(158.19-160.24) With the Mookse and the Gripes at a stalemate of sorts, today's reading opens with the two figures retiring for the evening (or for good). The "tears of night" begin to fall, and the Mookse and the Gripes are each carried away by a woman. (The secondary sources indicate that these two women will be reappearing in a later chapter.) The narrator says that the Mookse "had reason" and that the Gripes "got wrong," indicating that the Mookse was on the "right" side of the debate.

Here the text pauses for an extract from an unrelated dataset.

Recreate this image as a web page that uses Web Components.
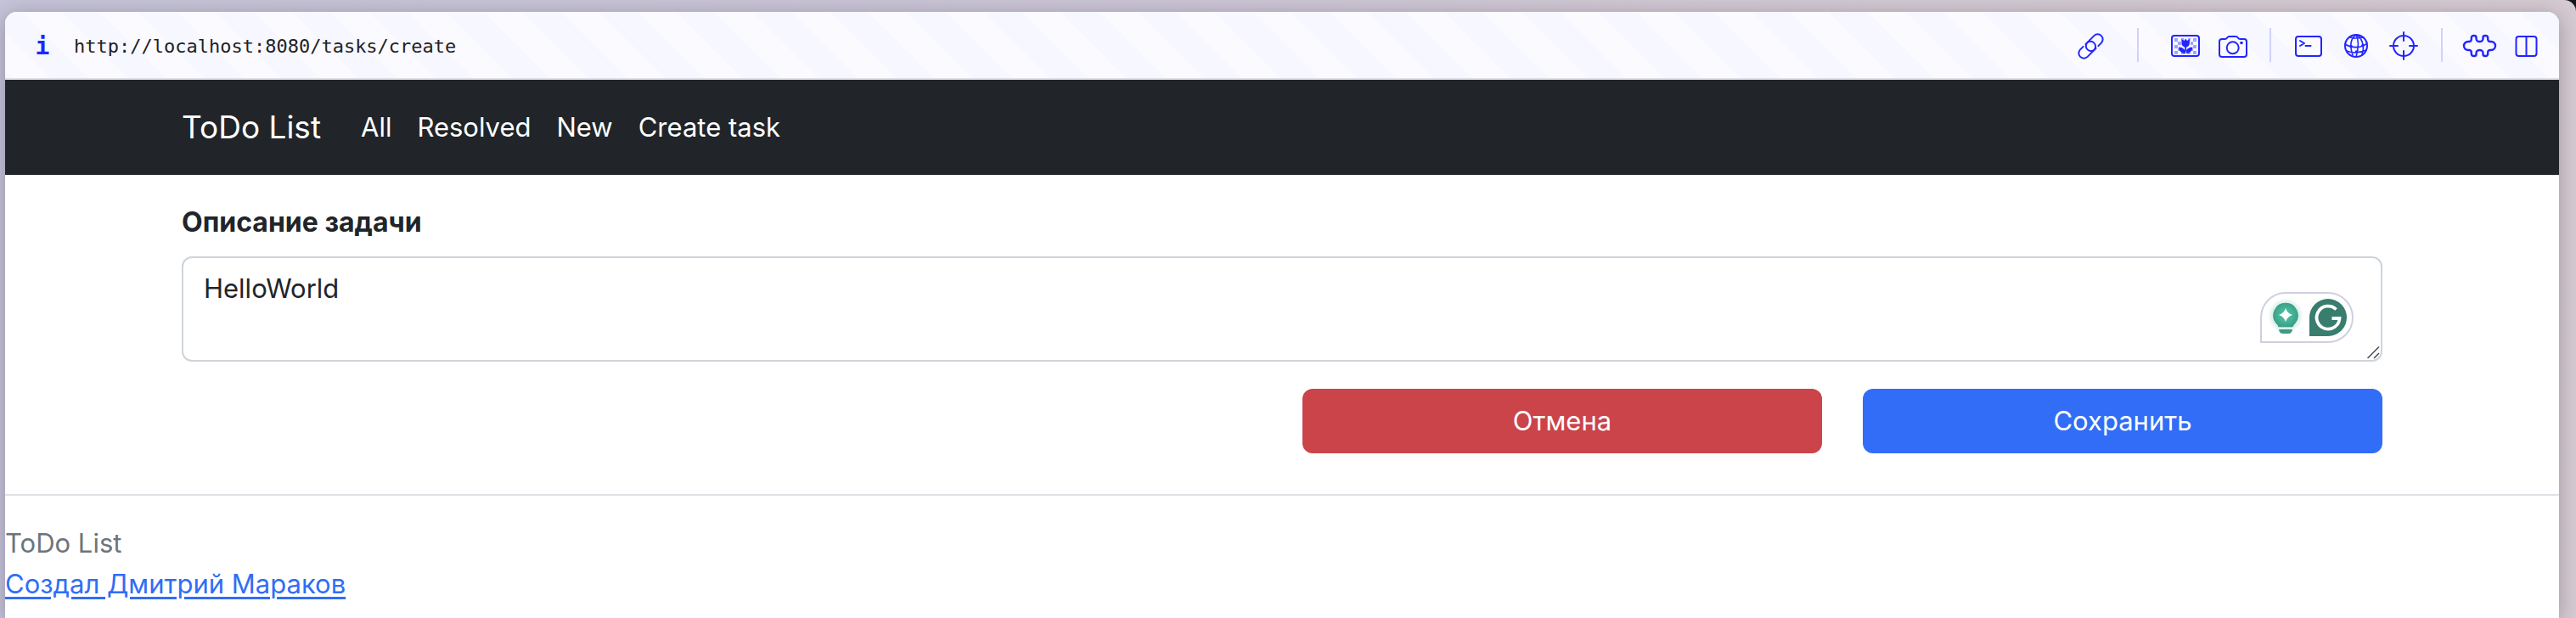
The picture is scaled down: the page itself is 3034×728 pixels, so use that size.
<!DOCTYPE html>
<html lang="ru">
<head>
<meta charset="utf-8">
<title>ToDo List</title>
<style>
html { background: #16161a; }
body {
  margin: 0;
  font-family: Inter, "Liberation Sans", sans-serif;
  font-size: 31px;
  line-height: 48px;
  color: #212529;
  --container: 2640px;
  --gutter: 24px;
  --accent: #2225ff;
}
</style>
</head>
<body>
<browser-window>
  <browser-toolbar slot="toolbar" url="http://localhost:8080/tasks/create"></browser-toolbar>
  <site-header>
    <nav-link href="#all">All</nav-link>
    <nav-link href="#resolved">Resolved</nav-link>
    <nav-link href="#new">New</nav-link>
    <nav-link href="#create">Create task</nav-link>
  </site-header>
  <task-form label="Описание задачи" value="HelloWorld">
    <action-button slot="actions" variant="danger">Отмена</action-button>
    <action-button slot="actions" variant="primary">Сохранить</action-button>
  </task-form>
  <site-footer></site-footer>
</browser-window>

<script>
class BaseElement extends HTMLElement {
  connectedCallback() {
    if (this.shadowRoot) return;
    this.attachShadow({ mode: 'open' }).innerHTML = this.render();
  }
}

customElements.define('browser-window', class extends BaseElement {
  render() {
    return `<style>
      :host {
        display: flex; box-sizing: border-box; min-height: 100vh; padding: 14px 20px 0 6px;
        background: linear-gradient(to right, #c6c4d8, #cbc5d5 45%, #d0c8d3 60%, #d6cbd1);
        border-top-right-radius: 14px; overflow: hidden;
      }
      .window {
        flex: 1; min-width: 0; background: #fff; border-radius: 14px 14px 0 0;
        box-shadow: 0 4px 24px rgba(40, 30, 60, .32);
      }
    </style>
    <div class="window"><slot name="toolbar"></slot><slot></slot></div>`;
  }
});

const ICONS = {
  link: `<g transform="translate(19.5 21.5) rotate(-45)">
      <path d="M6.500 6H11.500a6 6 0 0 0 0-12H.5a6 6 0 0 0 0 12h2"/>
      <path d="M-6.500-6H-11.500a6 6 0 0 0 0 12H-.5a6 6 0 0 0 0-12h-2"/></g>`,
  image: `<g fill="currentColor" stroke="none" opacity=".4">
      <path d="M8 12h4v4H8zM16 12h3v3h-3zM24 12h3v3h-3zM30 12h4v4h-4zM12 16h4v4h-4zM27 16h3v4h-3zM8 20h4v4H8zM30 20h4v4h-4zM12 24h3v3h-3zM27 24h3v3h-3zM8 27h4v4H8zM16 27h4v4h-4zM23 27h4v4h-4zM30 27h4v4h-4z"/></g>
      <rect x="5" y="9" width="32" height="24" rx="3"/>
      <g fill="currentColor" stroke="none"><path d="M16.500 13l3 2 1.700-2.500 1.700 2.500 3-2v5a4.700 4.700 0 0 1-9.400 0z"/>
      <path d="M20.300 20h1.800v10h-1.800zM13 22.500c5 .2 8 2.500 8.200 7.500-5-.2-7.700-2.500-8.200-7.500zM29.400 22.500c-5 .2-8 2.500-8.200 7.500 5-.2 7.700-2.500 8.200-7.500z"/></g>`,
  camera: `<path d="M8 13h3.500c1.500 0 2-.5 2.600-1.500.8-1.200 1.400-1.500 2.400-1.500h8c1 0 1.600.3 2.400 1.500.6 1 1.100 1.500 2.600 1.500H34q3 0 3 3v15q0 3-3 3H8q-3 0-3-3V16q0-3 3-3z"/>
      <circle cx="20.700" cy="23.300" r="7"/><circle cx="31" cy="17.500" r="1.800" fill="currentColor" stroke="none"/>`,
  terminal: `<rect x="5" y="10" width="30" height="23" rx="3"/><path d="M10 15l5 3-5 3M16.500 21h6"/>`,
  globe: `<g stroke-width="1.600"><circle cx="20" cy="21" r="13" stroke-width="2"/>
      <path d="M20 8c-6 4-8 12-4 24M20 8c3 5 3 15 0 26M21 8c7 5 9 15 6 23M13 11c5 2 11 1 16 0M7 19c8 5 19 5 26-1M9 27c7 3 16 2 23-1"/></g>
      <g fill="currentColor" stroke="none"><circle cx="14" cy="21.500" r="1.800"/><circle cx="28" cy="20.500" r="1.800"/><circle cx="20.500" cy="28" r="1.800"/></g>`,
  target: `<circle cx="20" cy="21" r="12"/><path d="M20 5v10M20 27v10M4 21h9M27 21h9"/>`,
  puzzle: `<path stroke-width="2.400" d="M12.500 9Q10 9 9.800 11.500V13.500Q9.600 16 7 16H6A5 5 0 0 0 6 26H7Q9.600 26 9.800 28.500V30.500Q10 33 12.500 33H13Q15.500 33 15.500 31V29.500A4 3.500 0 0 1 23.500 29.500V31Q23.500 33 26 33H26.500Q29 33 29.200 30.500V28.500Q29.400 26 32 26H33A5 5 0 0 0 33 16H32Q29.400 16 29.200 13.500V11.500Q29 9 26.500 9H26Q23.500 9 23.500 11V12.500A4 3.500 0 0 1 15.500 12.500V11Q15.500 9 13 9Z"/>`,
  split: `<rect x="6.500" y="10" width="24" height="23" rx="3"/><path d="M18.500 10v23"/>`
};

customElements.define('tool-icon', class extends BaseElement {
  render() {
    return `<style>
      :host { display: block; }
      button { display: block; width: 40px; height: 40px; padding: 0; border: 0; background: none; color: var(--accent); }
      svg { display: block; overflow: visible; }
    </style>
    <button type="button" aria-label="${this.getAttribute('name')}">
      <svg width="40" height="40" viewBox="0 0 40 40" fill="none" stroke="currentColor" stroke-width="2" stroke-linecap="round" stroke-linejoin="round">${ICONS[this.getAttribute('name')]}</svg>
    </button>`;
  }
});

customElements.define('browser-toolbar', class extends BaseElement {
  render() {
    return `<style>
      :host {
        display: flex; align-items: center; height: 78px; padding: 0 17px 0 34px;
        border-bottom: 2px solid #dfe0e5; border-radius: 14px 14px 0 0;
        background: repeating-linear-gradient(45deg, #f6f7ff 0 6px, #fbfaff 6px 38px, #f6f7ff 38px 64px);
      }
      .info, input { padding: 4px 0 0; border: 0; background: none; font: 22px/40px "DejaVu Sans Mono", monospace; }
      .info { width: 20px; color: var(--accent); font-size: 28px; font-weight: bold; }
      input { flex: 1; min-width: 0; height: 40px; margin-left: 27px; outline: 0; color: #222; }
      .group { display: flex; gap: 16px; }
      hr { width: 2px; height: 40px; margin: 0 24px; border: 0; background: #d0d1fb; }
      hr.wide { margin: 0 34px; }
    </style>
    <button class="info" type="button">i</button>
    <input type="text" aria-label="URL" spellcheck="false" value="${this.getAttribute('url')}">
    <tool-icon name="link"></tool-icon>
    <hr class="wide">
    <div class="group"><tool-icon name="image"></tool-icon><tool-icon name="camera"></tool-icon></div>
    <hr>
    <div class="group"><tool-icon name="terminal"></tool-icon><tool-icon name="globe"></tool-icon><tool-icon name="target"></tool-icon></div>
    <hr>
    <div class="group"><tool-icon name="puzzle"></tool-icon><tool-icon name="split"></tool-icon></div>`;
  }
});

customElements.define('site-header', class extends BaseElement {
  render() {
    return `<style>
      :host { display: block; background: #212529; color: #fff; }
      nav { display: flex; align-items: center; box-sizing: border-box; max-width: var(--container); min-height: 112px; margin: 0 auto; padding: 0 var(--gutter); }
      .brand { margin-right: 32px; color: inherit; font-size: 37px; line-height: 60px; text-decoration: none; white-space: nowrap; }
    </style>
    <nav><a class="brand" href="#home">ToDo List</a><slot></slot></nav>`;
  }
});

customElements.define('nav-link', class extends BaseElement {
  render() {
    return `<style>
      :host { display: block; }
      a { display: block; padding: 16px 15px; color: inherit; text-decoration: none; white-space: nowrap; }
    </style>
    <a href="${this.getAttribute('href')}"><slot></slot></a>`;
  }
});

customElements.define('action-button', class extends BaseElement {
  render() {
    return `<style>
      :host { display: block; }
      button { display: block; width: 100%; padding: 14px 24px; border: 0; border-radius: 12px; background: #316df6; color: #fff; font: inherit; }
      :host([variant=danger]) button { background: #ca444a; }
    </style>
    <button type="button"><slot></slot></button>`;
  }
});

customElements.define('writing-assistant', class extends BaseElement {
  render() {
    return `<style>
      :host { display: block; box-sizing: border-box; width: 110px; height: 60px; border: 2px solid #cfd0df; border-radius: 30px 30px 30px 0; background: #fff; }
      svg { display: block; }
    </style>
    <svg width="106" height="56" viewBox="2 2 106 56">
      <defs>
        <radialGradient id="glow"><stop offset="0.6" stop-color="#43b698" stop-opacity=".3"/><stop offset="1" stop-color="#43b698" stop-opacity="0"/></radialGradient>
        <radialGradient id="bulb"><stop offset="0" stop-color="#45c4a1"/><stop offset="0.6" stop-color="#44b397"/><stop offset="1" stop-color="#3f9c86"/></radialGradient>
      </defs>
      <circle cx="30" cy="28" r="21" fill="url(#glow)"/>
      <path fill="url(#bulb)" d="M30 12.700a14.800 14.800 0 0 1 11.500 24.100Q39 39 38.500 41.200h-17Q21 39 18.500 36.800A14.800 14.800 0 0 1 30 12.700z"/>
      <path fill="#fff" d="M30 19q2 6.200 8 8-6 2-8 8-2-6-8-8 6-1.800 8-8z"/>
      <path fill="#3f9a84" d="M22 44h16q-.4 5-5 5h-6q-4.600 0-5-5z"/>
      <path fill="#387d6e" d="M58 30a22 22 0 1 1 22 22H58z"/>
      <path fill="none" stroke="#fff" stroke-width="3.800" d="M89.500 20.500A13.500 13.500 0 1 0 93.500 31H84.500"/>
    </svg>`;
  }
});

customElements.define('task-form', class extends BaseElement {
  render() {
    return `<style>
      :host { display: block; box-sizing: border-box; max-width: var(--container); margin: 0 auto; padding: 32px var(--gutter) 48px; }
      form { display: grid; grid-template-columns: repeat(4, minmax(0, 1fr)); column-gap: 48px; }
      label { grid-column: 1 / -1; margin-bottom: 16px; font-size: 32px; font-weight: 700; }
      .field { grid-column: 1 / -1; position: relative; margin-bottom: 32px; }
      textarea {
        display: block; box-sizing: border-box; width: 100%; padding: 12px 24px; border: 2px solid #ced4da; border-radius: 12px;
        background: #fff; color: inherit; font: inherit; resize: none; overflow: hidden; outline: 0;
      }
      writing-assistant { position: absolute; right: 34px; bottom: 22px; }
      .grip { position: absolute; right: 3px; bottom: 3px; }
      ::slotted(action-button:first-of-type) { grid-column: 3; }
    </style>
    <form>
      <label for="description">${this.getAttribute('label')}</label>
      <div class="field">
        <textarea id="description" rows="2" spellcheck="false">${this.getAttribute('value')}</textarea>
        <writing-assistant></writing-assistant>
        <svg class="grip" width="16" height="16" viewBox="0 0 16 16" stroke="#4a4a4a" stroke-width="1.500"><path d="M1.500 15L15 1.500M9 15l6-6"/></svg>
      </div>
      <slot name="actions"></slot>
    </form>`;
  }
});

customElements.define('site-footer', class extends BaseElement {
  render() {
    return `<style>
      :host { display: block; padding: 32px 0 16px; border-top: 2px solid #dee2e6; }
      p { margin: 0; color: #6c757d; }
      a { color: #316df6; text-decoration: underline; text-decoration-thickness: 3px; text-underline-offset: 4px; }
    </style>
    <p>ToDo List</p>
    <a href="#author">Создал Дмитрий Мараков</a>`;
  }
});
</script>
</body>
</html>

In the place of where the two stood, on either side of the bank, remains a tree and a stone, and Nuvoletta alone remains on the scene. In a beautiful passage, she vanishes, sending a tear ("a singult tear, the loveliest of all tears . . . for it was a leaptear") into the stream, which has now turned into a river and is named "Missisliffi" (for both "Mississippi" and "Liffey") The river runs on, "lapping as though her heart was brook."
This concludes the fable of the Mookse and the Gripes, which I've found to be especially entertaining and fascinating. Campbell and Robinson give a good analysis of the fable and its place within the overall answer to the eleventh question, but my quick summary of it is that it demonstrates our tendency to become too inwardly focused and overly concerned with issues that are relatively unimportant. We waste our time battling over trivial things, oblivious to the beauty and wonder of life that is almost waiting to be uncovered. Within the context of the eleventh question, the fable seems to indicate that we're too caught up with our own relatively insignificant issues to offer any significant assistance to anyone in need.
With the fable completed, the professor Shaun dismisses his class and moves on to the next subject in his answer. He begins by patting himself on the back, saying that he has "successfully explained to you my own naturalborn rations" and calling himself a genius. He then begins to discuss a colleague, Gnaccus Gnoccovitch, who seems to be another stand-in for Wyndham Lewis (who figured in a passage a few days ago). Shaun says that Gnoccovitch should move to a remote island, then goes off on a digression about trees. Getting back to his subject, Shaun takes a few more jabs at some other colleagues or associates, then spurs himself onward: "But I further, feeling a bit husky in my truths." This seems like a good place to stop for the evening.